Training and preparation are key

“He who fails to plan is planning to fail!” – Sir Winston Churchill.

It is important to train employees and convey to them that customers are the ultimate judge of quality. Provide employees with a detailed guideline and proper training on how to deal with disgruntled customers. This is especially important as these employees will be representing the brand and they have a big influence on how a customer can perceive the brand. It is important to listen to what the customer is complaining about and utilize this information constructively to improve the overall quality of your product.

Build a relationship of trust with the customer

When a customer trusts the product, the quality, and the brand, they tend to share their experience with family and friends. A case study by Nielsen found that 92 percent of people trust recommendations from friends and family above all other forms of advertising when making a purchase decision. Therefore, nothing comes close to the influence of word of mouth, and satisfied customers share their positive experience with more than five to ten people. Customers need to be able to trust what they buy. By building trust you are providing your customers with something of value which leads to a positive trend towards brand awareness. The winery sales team needs to be thinking about how to deepen the relationship with their customers, especially when they are not in buying mode.

Use automation to your advantage

There is no doubt that technology is there to help us. Try to make use of automated marketing software to engage, re-engage, and keep your customers up to date on what’s happening with your winery and products. Specifically, success stories at wineries have been reported using Customer Relationships Management (CRM) software such as Salesforce, Hubspot, Commerce7, WineDirect, and eCellar. All these CRM systems complement a full marketing methodology for wineries.  Make sure to use standardized email newsletters, event notifications, gated content, promotional emails, abandoned shopping cart reminders, and survey emails. Marketing automation will keep you one step ahead of your competitors by communicating more effectively and efficiently with your customers.

Use social media to your advantage

Social media can power your brand forward but can also be detrimental to your brand. Use social media to research your target audience, analyze your competitors, create engaging content, generate website traffic and grow your audience. Make use of customer reviews online and utilize this space to promptly deal with issues customers may have. By promoting brand awareness online, you create credibility and build trust with customers based on your online activity.

By implementing the above strategies, a winery can increase customer satisfaction, leading to an increase in customer retention.

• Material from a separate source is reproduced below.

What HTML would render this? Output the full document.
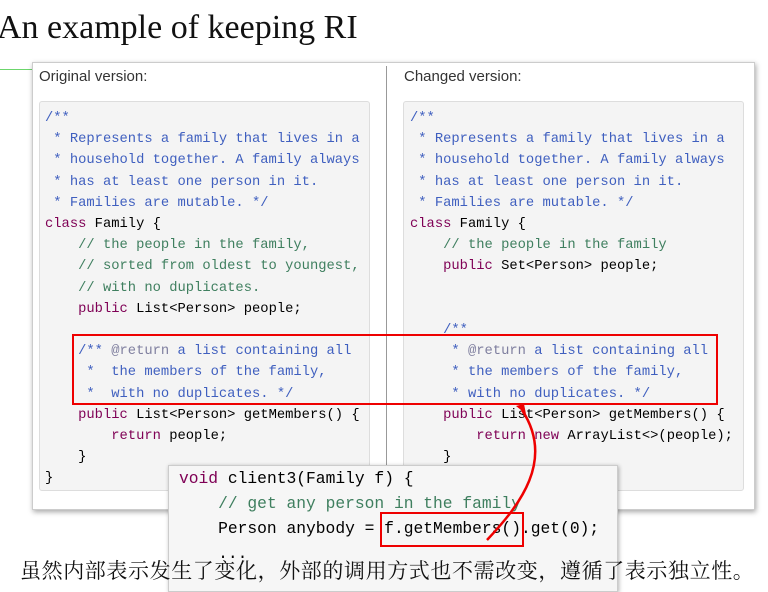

In today’s fast paced competitive market, the wine industry needs to focus their efforts on retaining customers and realise the importance thereof.

References:

Al-Hawari, M. 2005. The effect of automated service quality on bank financial performance and the mediating role of customer retention. Journal of Financial Services Marketing, 10(3):228-243.

Cant, M. & van Heerden, C. 2010. Marketing management. Cape Town: Juta.

Godson, M. 2009. Relationship marketing. New York: Oxford.

Magatef, S. & Tomalieh, E. 2015. The Impact of Customer Loyalty Programs on Customer Retention. International Journal of Business and Social Science, 8(1):81.

McManus, L. & Guilding, C. 2008. Exploring the potential of customer accounting: A synthesis of the accounting and marketing literatures. Journal of Marketing Management, 24(7/8):771-795.

Peelen, E. 2005. Customer relationship management. Essex: Pearson.

Zhang, J.Q., Dixit, A. & Friedmann, R. 2010. Customer loyalty and lifetime value: An empirical investigation of consumer packaged goods. Journal of Marketing Theory & Practice, 18(2):127-139.